YOUR GOAL: Set down the data below without change, skipping the pictures it holds.

GIVEN INFORMATION:

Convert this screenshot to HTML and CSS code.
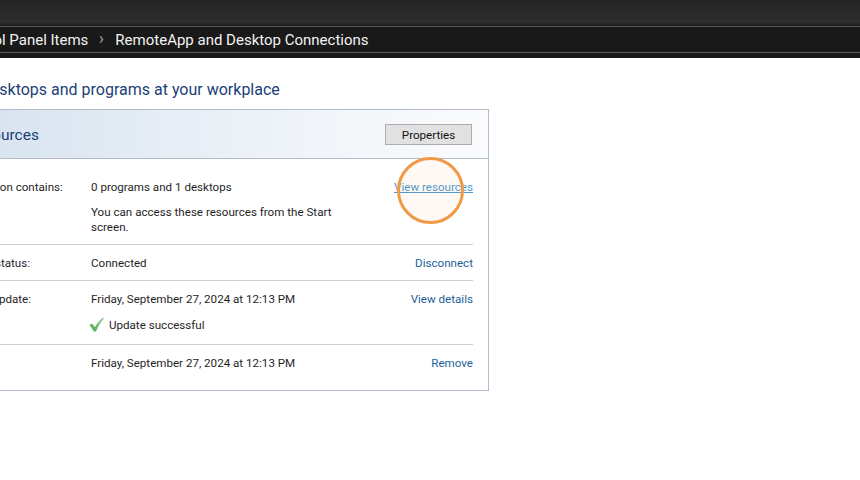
FILE: index.html
```html
<!DOCTYPE html>
<html>
<head>
<meta charset="utf-8">
<title>RemoteApp and Desktop Connections</title>
<link rel="stylesheet" href="styles.css">
</head>
<body>
<div class="topbar"></div>
<div class="crumbs">
	<span class="crumb">Control Panel Items</span>
	<svg class="chevron" width="5" height="7" viewBox="0 0 5 7"><path d="M0.5 0 L2 0 L4.5 3.5 L2 7 L0.5 7 L2.5 3.5 Z" fill="#8a8a8a"/></svg>
	<span class="crumb">RemoteApp and Desktop Connections</span>
</div>
<div class="crumbs-end"></div>

<div class="main">
	<h1 class="heading">Access RemoteApp desktops and programs at your workplace</h1>
	<div class="card">
		<div class="card-head">
			<h2 class="card-title">Work Resources</h2>
			<button class="btn">Properties</button>
		</div>
		<div class="card-body">
			<div class="row row-first">
				<div class="label">Connection contains:</div>
				<div class="value">
					<p>0 programs and 1 desktops</p>
					<p class="note">You can access these resources from the Start screen.</p>
				</div>
				<a class="link link-hover">View resources</a>
			</div>
			<div class="row row-status">
				<div class="label">Current status:</div>
				<div class="value"><p>Connected</p></div>
				<a class="link">Disconnect</a>
			</div>
			<div class="row row-update">
				<div class="label">Recent update:</div>
				<div class="value">
					<p>Friday, September 27, 2024 at 12:13 PM</p>
					<p class="success">
						<svg class="check" width="15" height="15" viewBox="0 0 15 15"><defs><linearGradient id="checkFill" x1="0" y1="1" x2="1" y2="0"><stop offset="0" stop-color="#4fae55"/><stop offset="1" stop-color="#8fd08a"/></linearGradient></defs><path d="M0.5 8 L3 6.5 L6 10 C8 6.5 10.5 3 14.5 0.5 L15 1.5 C11.5 5 9 9.5 7 14.5 L5 14.5 Z" fill="url(#checkFill)"/></svg>
						Update successful
					</p>
				</div>
				<a class="link">View details</a>
			</div>
			<div class="row row-last">
				<div class="label">Created:</div>
				<div class="value"><p>Friday, September 27, 2024 at 12:13 PM</p></div>
				<a class="link">Remove</a>
			</div>
		</div>
	</div>
</div>
<div class="click-mark"></div>
</body>
</html>
```

FILE: styles.css
```css
*{ margin:0; padding:0; box-sizing:border-box;}
html,body{ height:100%; overflow:hidden;}
body{ background:#fff; font-family:Roboto,"Noto Sans",sans-serif; font-size:11.6px; line-height:16px; color:#1f1f1f; position:relative;}
.topbar{ height:27px; background:linear-gradient(#252525,#2d2d2d 85%,#1c1c1c); border-bottom:1px solid #555;}
.crumbs{ height:26px; margin-left:-43px; background:#191919; border-bottom:1px solid #5a5a5a; display:flex; align-items:center; gap:11px; color:#f2f2f2; font-size:15px; white-space:nowrap;}
.crumbs-end{ height:5px; background:#191919;}
.main{ margin-left:-125px; width:614px; padding-top:21px;}
.heading{ font-size:16px; line-height:22px; font-weight:normal; color:#1c3f77; white-space:nowrap; margin-bottom:8px; margin-left:-37px;}
.card{ border:1px solid #b4bccb;}
.card-head{ height:49px; display:flex; align-items:center; justify-content:space-between; padding:1px 16px 0 51px; background:linear-gradient(90deg,#d9e4f0 20%,#f2f6fa 75%,#fafbfd); border-bottom:1px solid #b4bccb;}
.card-title{ font-size:15.5px; font-weight:normal; color:#1c3f77;}
.btn{ width:87px; height:21px; background:#e1e1e1; border:1px solid #adadad; font:inherit; color:#111;}
.card-body{ padding:0 15px 0 78px;}
.row{ display:flex; align-items:flex-start; padding:10px 0; border-bottom:1px solid #d0d0d0;}
.row-first{ padding:20px 0 9px;}
.row-status{ padding-bottom:9px;}
.row-update{ padding-bottom:11px;}
.row-last{ border-bottom:none; padding-bottom:19px;}
.label{ width:137px; flex:none; white-space:nowrap;}
.value{ flex:1; max-width:245px; white-space:normal;}
.value p{ white-space:nowrap;}
.value p.note{ white-space:normal; margin-top:10px; line-height:15px;}
.success{ display:flex; align-items:center; gap:5px; margin-top:10px; margin-left:-2px;}
.check{ margin-top:-2px;}
.link{ margin-left:auto; color:#1c5f99; white-space:nowrap;}
.link-hover{ color:#4a9ad0; text-decoration:underline;}
.click-mark{ position:absolute; left:397px; top:157px; width:67px; height:67px; border:3px solid #f09a45; border-radius:50%; background:rgba(242,154,60,.06);}
```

FINAL ANSWER:
Convert this screenshot to HTML and CSS code.
FILE: index.html
```html
<!DOCTYPE html>
<html>
<head>
<meta charset="utf-8">
<title>RemoteApp and Desktop Connections</title>
<link rel="stylesheet" href="styles.css">
</head>
<body>
<div class="topbar"></div>
<div class="crumbs">
	<span class="crumb">Control Panel Items</span>
	<svg class="chevron" width="5" height="7" viewBox="0 0 5 7"><path d="M0.5 0 L2 0 L4.5 3.5 L2 7 L0.5 7 L2.5 3.5 Z" fill="#8a8a8a"/></svg>
	<span class="crumb">RemoteApp and Desktop Connections</span>
</div>
<div class="crumbs-end"></div>

<div class="main">
	<h1 class="heading">Access RemoteApp desktops and programs at your workplace</h1>
	<div class="card">
		<div class="card-head">
			<h2 class="card-title">Work Resources</h2>
			<button class="btn">Properties</button>
		</div>
		<div class="card-body">
			<div class="row row-first">
				<div class="label">Connection contains:</div>
				<div class="value">
					<p>0 programs and 1 desktops</p>
					<p class="note">You can access these resources from the Start screen.</p>
				</div>
				<a class="link link-hover">View resources</a>
			</div>
			<div class="row row-status">
				<div class="label">Current status:</div>
				<div class="value"><p>Connected</p></div>
				<a class="link">Disconnect</a>
			</div>
			<div class="row row-update">
				<div class="label">Recent update:</div>
				<div class="value">
					<p>Friday, September 27, 2024 at 12:13 PM</p>
					<p class="success">
						<svg class="check" width="15" height="15" viewBox="0 0 15 15"><defs><linearGradient id="checkFill" x1="0" y1="1" x2="1" y2="0"><stop offset="0" stop-color="#4fae55"/><stop offset="1" stop-color="#8fd08a"/></linearGradient></defs><path d="M0.5 8 L3 6.5 L6 10 C8 6.5 10.5 3 14.5 0.5 L15 1.5 C11.5 5 9 9.5 7 14.5 L5 14.5 Z" fill="url(#checkFill)"/></svg>
						Update successful
					</p>
				</div>
				<a class="link">View details</a>
			</div>
			<div class="row row-last">
				<div class="label">Created:</div>
				<div class="value"><p>Friday, September 27, 2024 at 12:13 PM</p></div>
				<a class="link">Remove</a>
			</div>
		</div>
	</div>
</div>
<div class="click-mark"></div>
</body>
</html>
```

FILE: styles.css
```css
*{ margin:0; padding:0; box-sizing:border-box;}
html,body{ height:100%; overflow:hidden;}
body{ background:#fff; font-family:Roboto,"Noto Sans",sans-serif; font-size:11.6px; line-height:16px; color:#1f1f1f; position:relative;}
.topbar{ height:27px; background:linear-gradient(#252525,#2d2d2d 85%,#1c1c1c); border-bottom:1px solid #555;}
.crumbs{ height:26px; margin-left:-43px; background:#191919; border-bottom:1px solid #5a5a5a; display:flex; align-items:center; gap:11px; color:#f2f2f2; font-size:15px; white-space:nowrap;}
.crumbs-end{ height:5px; background:#191919;}
.main{ margin-left:-125px; width:614px; padding-top:21px;}
.heading{ font-size:16px; line-height:22px; font-weight:normal; color:#1c3f77; white-space:nowrap; margin-bottom:8px; margin-left:-37px;}
.card{ border:1px solid #b4bccb;}
.card-head{ height:49px; display:flex; align-items:center; justify-content:space-between; padding:1px 16px 0 51px; background:linear-gradient(90deg,#d9e4f0 20%,#f2f6fa 75%,#fafbfd); border-bottom:1px solid #b4bccb;}
.card-title{ font-size:15.5px; font-weight:normal; color:#1c3f77;}
.btn{ width:87px; height:21px; background:#e1e1e1; border:1px solid #adadad; font:inherit; color:#111;}
.card-body{ padding:0 15px 0 78px;}
.row{ display:flex; align-items:flex-start; padding:10px 0; border-bottom:1px solid #d0d0d0;}
.row-first{ padding:20px 0 9px;}
.row-status{ padding-bottom:9px;}
.row-update{ padding-bottom:11px;}
.row-last{ border-bottom:none; padding-bottom:19px;}
.label{ width:137px; flex:none; white-space:nowrap;}
.value{ flex:1; max-width:245px; white-space:normal;}
.value p{ white-space:nowrap;}
.value p.note{ white-space:normal; margin-top:10px; line-height:15px;}
.success{ display:flex; align-items:center; gap:5px; margin-top:10px; margin-left:-2px;}
.check{ margin-top:-2px;}
.link{ margin-left:auto; color:#1c5f99; white-space:nowrap;}
.link-hover{ color:#4a9ad0; text-decoration:underline;}
.click-mark{ position:absolute; left:397px; top:157px; width:67px; height:67px; border:3px solid #f09a45; border-radius:50%; background:rgba(242,154,60,.06);}
```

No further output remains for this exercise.